For how many people was that a “little” thing that contributed to them feeling uncomfortable at work and ultimately leaving? They might not even consciously know the exact things that made them feel uncomfortable and not fit in. My team was probably responsible for a little bit of that.
A few years later I was talking to a former teammate (we’d stayed friends). We had both left the original team by then. He asked me directly about sexism, etc. in tech. I was much more vocal about it at that point. To be honest, when someone actually makes an effort to ask about the topic, they automatically get a lot of credit with me. I reminded him of this tool and why it was a problem. It just wasn’t something he’d thought about. I think it was that way when he joined the team. He was a bystander then but so was everyone else on the team. I don’t say this to shame him (if he reads this, he’ll recognize this story). I bring up this story and his reaction because it’s a good example of how easy it is to be a bystander. To be a generally good person who’d never intend to hurt anyone and still be a bystander.
To not be a bystander requires saying or doing something at the moment when the harm may not seem that great and the risk to yourself, socially or professionally, seems immediate. “Just a joke” or “just one time” is easy to say if you’re worried your team will laugh at you. But over time that stuff does matter and becomes harder to shift. If the team has tolerated little sexist jokes for months or years, then when you do speak up you’re going to sound like a hypocrite. That only encourages you keep your mouth shut.
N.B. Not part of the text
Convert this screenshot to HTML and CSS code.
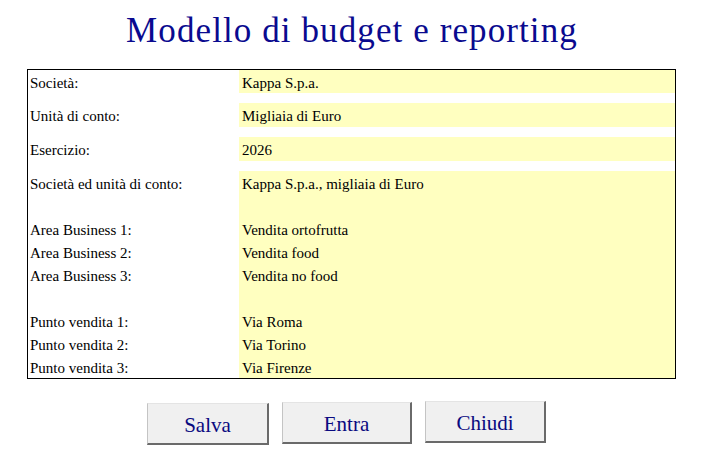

How much harm could have been avoided if someone had looked at that tool when it was created and suggested different default inputs be chosen? They wouldn’t have had to make a big deal about it. No need to say “this is sexist bullshit”. They could have just said “maybe we should use example data that is more neutral.” Not being a bystander doesn’t have to be about making a statement. I doubt the developer would have fought a different choice. But someone had to just push back, a little bit. And no one did.